In 2015, the most recent year for which complete data are available, households with incomes of $200,000 or more received an average housing benefit of $6,076 — about four times the average benefit of $1,529 received by households with incomes below $20,000. It is difficult to see the policy purpose served by providing such large benefits to higher-income households, who in most cases could afford to purchase a home without subsidies.
In addition, federal housing expenditures are heavily targeted on homeowners, even though many Americans — and the majority of those with severe housing needs — rent their homes. Renters account for 36 percent of the nation’s households and 60 percent of those paying more than half of their income for housing, not including doubled up and homeless families and individuals, who in most cases would rent but lack the means to do so.

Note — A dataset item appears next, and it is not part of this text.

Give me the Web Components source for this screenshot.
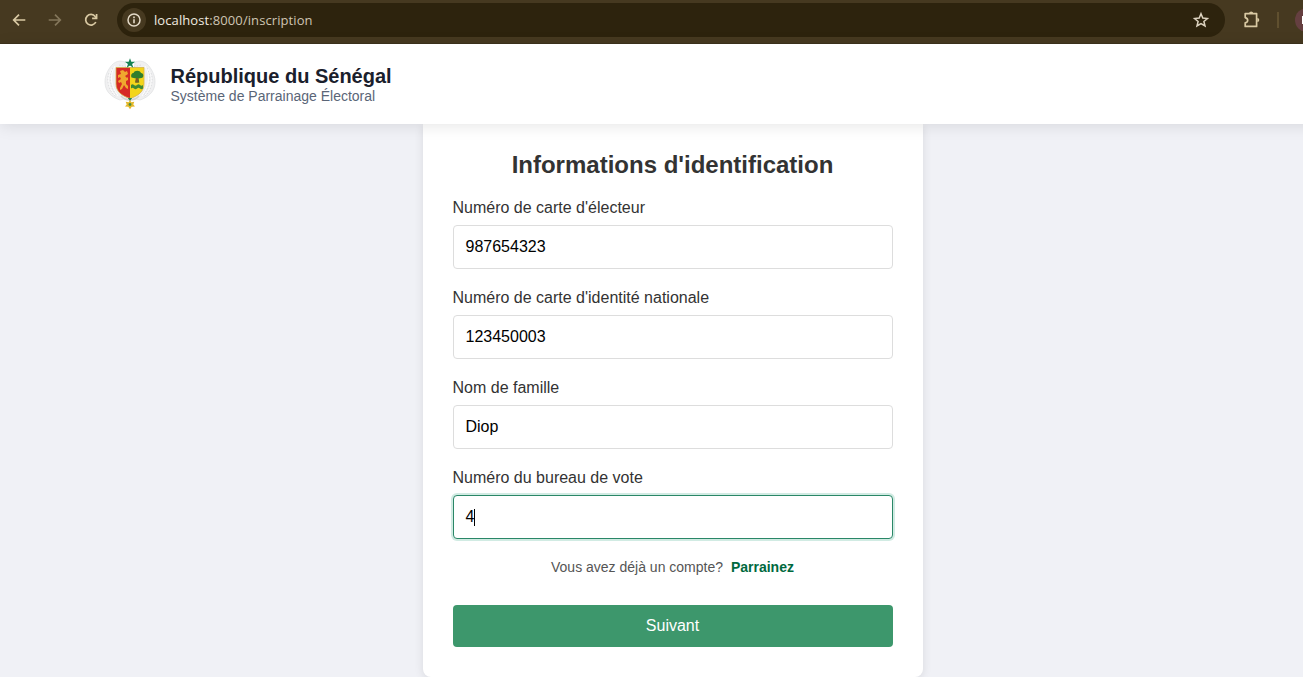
<!DOCTYPE html>
<html lang="fr">
<head>
<meta charset="utf-8">
<title>Inscription</title>
<style>
html,body{margin:0;height:100%;overflow:hidden}
body{font-family:"Liberation Sans",Arial,sans-serif;background:#f0f1f6}
</style>
</head>
<body>
<app-window></app-window>
<script>
const define=(name,html,init)=>customElements.define(name,class extends HTMLElement{
  constructor(){
    super();
    const t=document.createElement('template');
    t.innerHTML=html;
    this.attachShadow({mode:'open'}).append(t.content.cloneNode(true));
    if(init)init(this,this.shadowRoot);
  }
});

define('browser-bar',`
<style>
:host{display:flex;align-items:center;height:44px;box-sizing:border-box;padding:0 0 3px 0;background:#463920;border-bottom:1px solid #3d321c;overflow:hidden;color:#d9c9a3}
svg{display:block;flex:none}
.nav{display:flex;gap:20px;padding-left:11px;width:106px;box-sizing:border-box;flex:none}
.address{display:flex;align-items:center;width:1108px;height:34px;margin-left:11px;border-radius:17px;background:#2d230d;flex:none;box-sizing:border-box;padding:0 15px 0 5px}
.info{display:flex;align-items:center;justify-content:center;width:24px;height:24px;border-radius:50%;background:#463920}
.url{flex:1;margin-left:8px;font:13px/20px "Open Sans","Noto Sans",sans-serif;letter-spacing:.09px;color:#cfc5b3;white-space:nowrap}
.url b{font-weight:400;color:#f1ebe0}
.ext{margin-left:17px;flex:none}
.sep{width:2px;height:16px;margin-left:15px;background:#60502f;flex:none}
.avatar{width:24px;height:24px;margin-left:16px;border-radius:50%;background:#653f40;flex:none;display:flex;align-items:center}
.avatar i{width:10px;height:8px;background:#fff;margin-left:7px}
</style>
<div class="nav">
<svg width="16" height="16" viewBox="0 0 16 16" fill="none" stroke="#d9c9a3" stroke-width="1.7"><path d="M14.3 8H2.8M8 2.700 2.700 8 8 13.300"/></svg>
<svg width="16" height="16" viewBox="0 0 16 16" fill="none" stroke="#83765a" stroke-width="1.7"><path d="M1.700 8h11.500M8 2.700 13.300 8 8 13.300"/></svg>
<svg width="16" height="16" viewBox="0 0 16 16" fill="none" stroke="#d9c9a3" stroke-width="1.7"><path d="M12.800 10A5.300 5.300 0 1 1 12.200 4.500L13.200 5.700"/><path d="M13.600 1.900v4.500H9.100"/></svg>
</div>
<div class="address">
<div class="info"><svg width="14" height="14" viewBox="0 0 14 14"><circle cx="7" cy="7" r="6" fill="none" stroke="#e4dac8" stroke-width="1.5"/><path d="M6.200 6.200h1.600v4H6.200zM6.200 3.600h1.600v1.600H6.200z" fill="#e4dac8"/></svg></div>
<div class="url"><b>localhost</b>:8000/inscription</div>
<svg width="18" height="18" viewBox="0 0 18 18" fill="none" stroke="#ddd3c0" stroke-width="1.5"><path d="m9 2.800 1.800 4.300 4.600.4-3.500 3 1.100 4.500L9 12.600 5 15l1.100-4.500-3.500-3 4.600-.4z"/></svg>
</div>
<svg class="ext" width="20" height="20" viewBox="0 0 20 20"><path d="M3.200 3.600h11.400v12.800H3.200v-3.500c3.300-.5 3.300-4.500 0-5.300z" fill="none" stroke="#d9c9a3" stroke-width="1.700" stroke-linejoin="round"/><path d="M7 3.200a2.200 2.200 0 0 1 4.300 0zM15.300 8a2 2 0 0 1 0 4z" fill="#d9c9a3"/></svg>
<div class="sep"></div><div class="avatar"><i></i></div>`);

define('state-crest',`
<style>:host{display:block;width:50px;height:50px;flex:none}svg{display:block;overflow:visible}</style>
<svg width="50" height="50" viewBox="0 0 50 50">
<g fill="#f0f0f1" stroke="#dedfe1" stroke-width=".7">
<path d="M20 3C12 0 7 5 4 10C0 16-1 23 1 29c2 6 8 10 14 12l8-2z"/>
<path d="M30 3c8-3 13 2 16 7c4 6 5 13 3 19c-2 6-8 10-14 12l-8-2z"/>
</g>
<g fill="none" stroke="#fff" stroke-width="1"><path d="M7 10c-5 7-5 18 3 26M10 7C4 16 6 27 13 37M43 10c5 7 5 18-3 26M40 7c6 9 4 20-3 30"/></g>
<g fill="none" stroke="#cdced1" stroke-width=".6" stroke-dasharray="1.500 1.500"><path d="M4 14c-3 8 0 18 7 24M8 9C3 18 5 28 12 37M46 14c3 8 0 18-7 24M42 9c5 9 3 19-4 28M14 6l8 2M36 6l-8 2"/></g>
<path d="M11 8.500h14v31C17 37 11 32.500 11 25z" fill="#d62a25"/>
<path d="M25 8.500h14V25c0 7.500-6 12-14 14.500z" fill="#f3d51b"/>
<path d="M11 8.500h28V25c0 7.500-6 12-14 14.500C17 37 11 32.500 11 25z" fill="none" stroke="#d5b24b" stroke-width=".8"/>
<path d="M15 12l3-1 2 2 2-1 1 3-3 2 2 2 1-1v3l-2 1v3l2 2v3l-2-1-2-3-2 4-2 1v-2l2-4-1-2-2 1-1-2 3-2-1-2-2 1v-3l3-1z" fill="#efa72e"/>
<path d="M26.500 18.500c-1-3 .5-4.500 2-4.500 1-3 6.500-3 7.500 0 3 0 3 5 .5 5l-3 .5.8 4h-4l.7-4z" fill="#2f7e2d"/>
<path d="M31 19h2l.8 4.500h-3.600z" fill="#805b22"/>
<path d="M26 26q1.500-1.500 3 0t3 0 3 0 3 0v3.500q-1.500 1.500-3 0t-3 0-3 0-3 0z" fill="#3e8934"/>
<path d="m25-.8 1.300 3.500h3.900l-3.100 2.300 1.200 3.700-3.300-2.200-3.300 2.200L22.900 5l-3.100-2.300h3.900z" fill="#168153"/>
<path d="M16 37c3 3.500 6 4 9 4s6-.5 9-4" fill="none" stroke="#d3d4d3" stroke-width="1.500"/>
<path d="M22.800 39h4.400L25 42z" fill="#26804c"/>
<path d="m25 41 1.300 2.300 3-.5-1 2.600 1.700 2.100-3.300.3L25 50.200l-1.700-2.400-3.300-.3 1.700-2.100-1-2.600 3 .5z" fill="#e4b829"/>
<circle cx="25" cy="45.500" r="1.400" fill="#4b8c43"/>
</svg>`);

define('site-header',`
<style>
:host{display:flex;align-items:center;width:1345px;height:80px;padding-left:105px;box-sizing:border-box;background:#fff;box-shadow:0 2px 15px rgba(0,0,0,.1);position:relative;z-index:2}
.text{margin-left:15.500px}
h1{margin:0;font-size:20px;line-height:24px;color:#1a202c;font-weight:700}
p{margin:0;font-size:14px;line-height:17px;color:#5a6577}
</style>
<state-crest></state-crest><div class="text"><h1><slot name="title"></slot></h1><p><slot></slot></p></div>`);

define('form-field',`
<style>
:host{display:block;margin-bottom:20px}
label{display:block;font-size:16px;line-height:18px;color:#333;margin-bottom:8px}
.box{display:flex;align-items:center;height:44px;box-sizing:border-box;border:1px solid #ddd;border-radius:4px;padding:0 12px;font-size:16px;line-height:18px;color:#000;background:#fff}
:host([active]) .box{border-color:#2a8767;box-shadow:0 0 0 2px #d1ebe3}
.caret{display:none;width:1px;height:17px;background:#000}
:host([active]) .caret{display:block}
</style>
<label></label><div class="box"><slot></slot><span class="caret"></span></div>`,
(host,root)=>{root.querySelector('label').textContent=host.getAttribute('label')});

define('primary-button',`
<style>
:host{display:block}
button{display:block;width:100%;height:42px;border:0;border-radius:4px;background:#3d976c;color:#fff;font:16px "Liberation Sans",Arial,sans-serif;padding:0 0 1px}
</style><button type="button"><slot></slot></button>`);

define('identity-card',`
<style>
:host{display:block;width:500px;height:553px;box-sizing:border-box;padding:24px 30px 30px;background:#fff;border-radius:0 0 8px 8px;box-shadow:0 2px 10px rgba(0,0,0,.1)}
h2{margin:0 0 18px;font-size:24px;line-height:33px;text-align:center;color:#333}
.hint{margin:20px 0 30px;font-size:14px;line-height:16px;text-align:center;color:#555}
a{color:#00693e;font-weight:700;margin-left:4px}
</style>
<h2>Informations d'identification</h2>
<form-field label="Numéro de carte d'électeur">987654323</form-field>
<form-field label="Numéro de carte d'identité nationale">123450003</form-field>
<form-field label="Nom de famille">Diop</form-field>
<form-field label="Numéro du bureau de vote" active>4</form-field>
<p class="hint">Vous avez déjà un compte? <a>Parrainez</a></p>
<primary-button>Suivant</primary-button>`);

define('app-window',`
<style>
:host{display:block;width:1303px;height:677px;overflow:hidden}
main{display:flex;justify-content:center;width:1345px}
</style>
<browser-bar></browser-bar>
<site-header><span slot="title">République du Sénégal</span>Système de Parrainage Électoral</site-header>
<main><identity-card></identity-card></main>`);
</script>
</body>
</html>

Less than 30 percent of federal housing spending in 2015 went to renters, however. Owners received more than 70 percent of federal housing subsidies, despite making up less than two-thirds of all households and just 40 percent of those with severe housing cost burdens.
This imbalance has grown in recent years as the number and share of renters who have difficulty affording housing have risen. Since 2006, the number of renter households has grown by nearly 9 million, while the number of homeowner households has remained almost unchanged. As a result, the percentage of households that rent has grown by six percentage points, the most rapid such surge in more than 50 years. Demographic and economic trends make a reversal of this trend in the next several decades unlikely, and there is a good chance the renter share of the population will continue to grow.
The share of families struggling to afford housing has grown in recent years among both owners and renters, but the increase among renters has been much larger. In 2001, renters were already more than twice as likely as owners to pay more than half their income for housing. By 2014, this gap had widened considerably. Among lower-income households, renters are more likely than homeowners to have very high cost burdens, and this gap has grown over time.
The growth in rental affordability problems reflects a rising gap between rents and incomes. Median renter household income fell sharply during the 2001 and 2007-2009 recessions and has only partly recovered. Rents, on the other hand, stagnated briefly during the downturns but are now growing substantially faster than overall inflation.
Among renters, high housing cost burdens are heavily concentrated among the lowest-income families. A large majority of renter households that pay more than half of their income for housing costs have what the federal government terms “extremely low incomes,” meaning their incomes are at or below the higher of the federal poverty line or 30 percent of the local median income. Only 4 percent of renters with severe burdens have incomes above 60 percent of median. The lowest-income households are also more likely to experience other serious housing problems, including severely inadequate housing, overcrowding, homelessness, and frequent moves.
Part V: Federal Rental Assistance Helps the Lowest-Income People Afford Housing but Funding Limitations Keep It from Reaching Most Families in Need
Federal rental assistance programs such as Housing Choice Vouchers, Section 8 Project-Based Rental Assistance, and public housing help more than 5 million of the neediest low-income households afford housing. About 70 percent of these households have incomes below 30 percent of median income, and most are elderly people, people with disabilities, and working poor families with children.
Rental assistance programs are highly effective in assisting the poorest families. For example, housing vouchers have been shown to sharply reduce homelessness and housing instability among families with children. Vouchers provided to homeless families also cut foster care placements (which are often triggered by parents’ inability to afford suitable housing) by more than half, greatly reduced moves from one school to another, and cut rates of alcohol dependence, psychological distress, and domestic violence victimization among the adults with whom the children lived.
Due to funding limitations, however, rental assistance programs reach only a fraction of needy renters. Only about one in four low-income families eligible for rental assistance receives it, and waiting lists for assistance are long in most parts of the country.
The shortfall in rental assistance has increased significantly over the last decade, as the number of families struggling to afford rental costs has grown, but the number of families receiving rental assistance has not kept pace.